The Earth’s magnetic field is an essential part of the planet. It protects us from the harsh conditions of the universe and allows life as we know it to thrive. And it’s been changing drastically, weakening over some parts and strengthening over others.
In a quest to understand more, two years ago, the European Space Agency (ESA) created Swarm—a mission solely dedicated to observing and understanding the Earth’s magnetic field, and any changes happening to it.
Observations now prove that the Earth’s magnetic field is weakening 10 times faster than we thought.
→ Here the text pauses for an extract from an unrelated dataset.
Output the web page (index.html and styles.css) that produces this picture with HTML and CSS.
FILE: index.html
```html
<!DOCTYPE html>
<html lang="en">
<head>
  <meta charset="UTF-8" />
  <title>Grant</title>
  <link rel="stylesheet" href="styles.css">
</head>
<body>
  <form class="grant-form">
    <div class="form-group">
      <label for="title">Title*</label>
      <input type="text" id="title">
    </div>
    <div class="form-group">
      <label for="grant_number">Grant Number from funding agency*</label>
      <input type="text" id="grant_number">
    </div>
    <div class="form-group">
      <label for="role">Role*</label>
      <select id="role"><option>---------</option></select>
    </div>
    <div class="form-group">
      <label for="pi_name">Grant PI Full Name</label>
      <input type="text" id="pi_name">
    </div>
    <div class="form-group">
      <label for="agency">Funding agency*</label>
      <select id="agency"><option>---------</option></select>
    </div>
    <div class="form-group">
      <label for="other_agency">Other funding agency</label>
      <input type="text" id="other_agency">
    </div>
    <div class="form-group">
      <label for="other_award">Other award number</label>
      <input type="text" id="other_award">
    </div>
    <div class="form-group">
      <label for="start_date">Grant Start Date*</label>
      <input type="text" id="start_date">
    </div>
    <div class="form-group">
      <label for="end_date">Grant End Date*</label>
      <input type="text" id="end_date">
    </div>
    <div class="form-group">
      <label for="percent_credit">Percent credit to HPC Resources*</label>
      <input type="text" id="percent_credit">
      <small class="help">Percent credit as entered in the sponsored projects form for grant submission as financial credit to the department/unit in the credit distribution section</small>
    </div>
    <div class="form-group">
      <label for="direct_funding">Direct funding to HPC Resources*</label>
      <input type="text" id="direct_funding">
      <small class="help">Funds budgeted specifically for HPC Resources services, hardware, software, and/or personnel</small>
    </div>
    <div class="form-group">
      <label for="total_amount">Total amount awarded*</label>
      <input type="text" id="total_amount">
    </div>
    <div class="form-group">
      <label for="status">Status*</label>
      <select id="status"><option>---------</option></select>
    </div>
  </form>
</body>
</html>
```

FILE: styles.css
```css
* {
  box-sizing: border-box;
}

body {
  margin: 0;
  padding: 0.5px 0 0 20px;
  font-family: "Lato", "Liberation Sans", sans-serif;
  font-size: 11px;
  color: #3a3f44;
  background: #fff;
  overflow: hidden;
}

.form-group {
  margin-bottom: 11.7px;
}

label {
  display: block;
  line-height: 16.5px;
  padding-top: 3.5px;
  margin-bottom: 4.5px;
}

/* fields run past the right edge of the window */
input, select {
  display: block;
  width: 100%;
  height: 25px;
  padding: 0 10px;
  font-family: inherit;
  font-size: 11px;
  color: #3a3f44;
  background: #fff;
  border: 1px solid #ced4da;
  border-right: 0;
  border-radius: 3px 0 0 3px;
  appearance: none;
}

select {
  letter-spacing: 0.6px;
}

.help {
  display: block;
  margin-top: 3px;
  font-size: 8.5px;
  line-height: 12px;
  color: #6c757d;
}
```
One of the reasons proposed is that, perhaps, our magnetic field is “flipping,” a normal phenomenon believed to occur every 100,000 years or so.
And after years of gathering data, Swarm’s three satellites were able to map the changes in strength to the Earth’s magnetic field in detail.
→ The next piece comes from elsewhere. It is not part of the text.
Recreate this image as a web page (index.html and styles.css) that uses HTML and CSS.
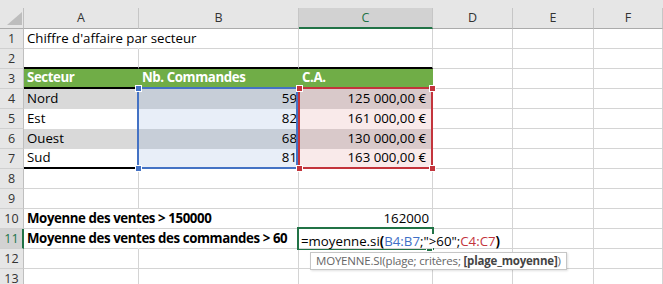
FILE: index.html
```html
<!DOCTYPE html>
<html lang="fr">
<head>
<meta charset="utf-8">
<title>Feuille</title>
<link rel="stylesheet" href="styles.css">
</head>
<body>
<div class="sheet">
  <div class="strip"></div>
  <div class="corner"><svg class="tri" width="15" height="13" viewBox="0 0 15 13"><polygon points="0,13 15,13 15,0" fill="#bdbdbd"/></svg></div>
  <div class="ch">A</div><div class="ch">B</div><div class="ch on">C</div><div class="ch">D</div><div class="ch">E</div><div class="ch">F</div>

  <div class="rh">1</div><div class="c ov">Chiffre d'affaire par secteur</div><div class="c"></div><div class="c"></div><div class="c"></div><div class="c"></div><div class="c"></div>
  <div class="rh">2</div><div class="c tb"></div><div class="c tb"></div><div class="c tb"></div><div class="c"></div><div class="c"></div><div class="c"></div>
  <div class="rh">3</div><div class="c th">Secteur</div><div class="c th">Nb. Commandes</div><div class="c th">C.A.</div><div class="c"></div><div class="c"></div><div class="c"></div>
  <div class="rh">4</div><div class="c t band">Nord</div><div class="c t r bband">59</div><div class="c t r cur rband">125 000,00 €</div><div class="c"></div><div class="c"></div><div class="c"></div>
  <div class="rh">5</div><div class="c t">Est</div><div class="c t r blite">82</div><div class="c t r cur rlite">161 000,00 €</div><div class="c"></div><div class="c"></div><div class="c"></div>
  <div class="rh">6</div><div class="c t band">Ouest</div><div class="c t r bband">68</div><div class="c t r cur rband">130 000,00 €</div><div class="c"></div><div class="c"></div><div class="c"></div>
  <div class="rh">7</div><div class="c t last">Sud</div><div class="c t r blite last">81</div><div class="c t r cur rlite last">163 000,00 €</div><div class="c"></div><div class="c"></div><div class="c"></div>
  <div class="rh">8</div><div class="c"></div><div class="c"></div><div class="c"></div><div class="c"></div><div class="c"></div><div class="c"></div>
  <div class="rh">9</div><div class="c"></div><div class="c"></div><div class="c"></div><div class="c"></div><div class="c"></div><div class="c"></div>
  <div class="rh">10</div><div class="c ov bold">Moyenne des ventes &gt; 150000</div><div class="c"></div><div class="c r num">162000</div><div class="c"></div><div class="c"></div><div class="c"></div>
  <div class="rh on">11</div><div class="c ov bold">Moyenne des ventes des commandes &gt; 60</div><div class="c"></div><div class="c ov fx"><span class="edit">=moyenne.si<b>(</b><span class="refb">B4:B7</span>;"&gt;60";<span class="refr">C4:C7</span><b>)</b></span></div><div class="c"></div><div class="c"></div><div class="c"></div>
  <div class="rh">12</div><div class="c"></div><div class="c"></div><div class="c"></div><div class="c"></div><div class="c"></div><div class="c"></div>
  <div class="rh">13</div><div class="c"></div><div class="c"></div><div class="c"></div><div class="c"></div><div class="c"></div><div class="c"></div>

  <div class="range blue"></div>
  <div class="range red"></div>
  <div class="hdl hb hb1"></div>
  <div class="hdl hb hb2"></div>
  <div class="hdl hr hr1"></div>
  <div class="hdl hr hr2"></div>
  <div class="hdl hr hr3"></div>
  <div class="hdl hr hr4"></div>
  <div class="active"></div>
  <div class="fill"></div>
  <div class="tip">MOYENNE.SI(plage; critères; <b>[plage_moyenne]</b>)</div>
</div>
</body>
</html>
```

FILE: styles.css
```css
html, body {
  margin: 0;
  padding: 0;
  background: #fff;
  overflow: hidden;
}

.sheet {
  position: relative;
  display: grid;
  grid-template-columns: 24px 115px 160px 134px 80px 81px 69px;
  grid-template-rows: 8px 21px repeat(13, 20px);
  width: 663px;
  height: 284px;
  overflow: hidden;
  font-family: "Open Sans", "Noto Sans", sans-serif;
}

.strip {
  grid-column: 1 / -1;
  background: #e6e6e6;
}

.corner {
  background: #e6e6e6;
  border-right: 1px solid #bfbfbf;
  border-bottom: 1px solid #ababab;
  box-sizing: border-box;
  display: flex;
  justify-content: flex-end;
  align-items: flex-end;
  padding: 0 1px 3px 0;
}

.tri { display: block; }

.ch {
  background: #e6e6e6;
  border-right: 1px solid #c6c6c6;
  border-bottom: 1px solid #ababab;
  box-sizing: border-box;
  text-align: center;
  font-size: 12.5px;
  line-height: 20px;
  color: #333;
}

.ch.on {
  background: #d2d2d2;
  color: #217346;
  border-bottom: 2px solid #217346;
}

.rh {
  background: #e6e6e6;
  border-right: 1px solid #bfbfbf;
  border-bottom: 1px solid #d0d0d0;
  box-sizing: border-box;
  text-align: center;
  font-size: 12.5px;
  line-height: 19px;
  color: #333;
}

.rh.on {
  background: #d2d2d2;
  color: #217346;
  border-right: 2px solid #217346;
  padding-left: 1px;
}

.c {
  border-right: 1px solid #d4d4d4;
  border-bottom: 1px solid #d4d4d4;
  box-sizing: border-box;
  font-size: 13.25px;
  line-height: 19px;
  color: #000;
  padding: 0 3px;
  white-space: nowrap;
  display: flex;
  align-items: flex-end;
  min-width: 0;
}

.c.r { justify-content: flex-end; padding: 0 1px 0 0; }
.c.cur { padding-right: 6px; }
.c.num { padding-right: 3px; }

.c.ov { border-right-color: transparent; overflow: visible; }

.bold { font-weight: 700; letter-spacing: -0.4px; }

.c.tb { border-bottom: 2px solid #000; }

.c.th {
  background: #70ad47;
  color: #fff;
  font-weight: 700;
  letter-spacing: -0.4px;
  border-right-color: #70ad47;
  border-bottom: 2px solid #000;
}

.c.t { border-color: transparent; }
.c.band { background: #d9d9d9; }
.c.bband { background: #c7ced8; }
.c.blite { background: #e8eef8; }
.c.rband { background: #d9c9ca; }
.c.rlite { background: #f9eaea; }
.c.last { border-bottom: 2px solid #000; }

.fx {
  padding-left: 2px;
  position: relative;
  z-index: 2;
}

.edit {
  display: inline-block;
  line-height: 14px;
  background: #fff;
  padding-right: 1px;
}

.fx b { font-weight: 700; }
.refb { color: #3f6fc6; }
.refr { color: #c3343c; }

.range {
  position: absolute;
  box-sizing: border-box;
  border: 2px solid;
}

.range.blue {
  left: 137px;
  top: 87px;
  width: 161px;
  height: 82px;
  border-color: #4472c4;
}

.range.red {
  left: 298px;
  top: 87px;
  width: 135px;
  height: 82px;
  border-color: #c3343c;
}

.hdl {
  position: absolute;
  width: 5px;
  height: 5px;
  border: 1px solid #fff;
}

.hb { background: #4472c4; }
.hr { background: #c3343c; }
.hb1 { left: 135px; top: 85px; }
.hb2 { left: 135px; top: 165px; }
.hr1 { left: 296px; top: 85px; }
.hr2 { left: 296px; top: 165px; }
.hr3 { left: 429px; top: 85px; }
.hr4 { left: 429px; top: 165px; }

.active {
  position: absolute;
  left: 297px;
  top: 227px;
  width: 137px;
  height: 23px;
  box-sizing: border-box;
  border: 2px solid #217346;
}

.fill {
  position: absolute;
  left: 426px;
  top: 245px;
  width: 5px;
  height: 5px;
  background: #217346;
  border: 1px solid #fff;
}

.tip {
  position: absolute;
  z-index: 3;
  left: 310px;
  top: 252px;
  width: 257px;
  height: 18px;
  box-sizing: border-box;
  background: #fff;
  border: 1px solid #c6c6c6;
  box-shadow: 1px 1px 2px rgba(0, 0, 0, 0.12);
  padding: 0 0 0 5px;
  font-size: 11.5px;
  letter-spacing: -0.2px;
  line-height: 16px;
  color: #666;
  white-space: nowrap;
  overflow: hidden;
}

.tip b { color: #444; font-weight: 700; }
```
“Swarm data are now enabling us to map detailed changes in Earth’s magnetic field, not just at Earth’s surface but also down at the edge of its source region in the core,” says Chris Finlay of DTU Space in Denmark, who leads the ESA project.
“Unexpectedly, we are finding rapid localised field changes that seem to be a result of accelerations of liquid metal flowing within the core.”
The map from Swarm is the clearest picture we have so far of how the magnetic field has changed. According to ESA: “It shows clearly that the field has weakened by about 3.5% at high latitudes over North America, while it has strengthened about 2% over Asia. The region where the field is at its weakest – the South Atlantic Anomaly – has moved steadily westward and weakened further by about 2%.”
Oh, and the magnetic North pole is moving East towards Asia, too.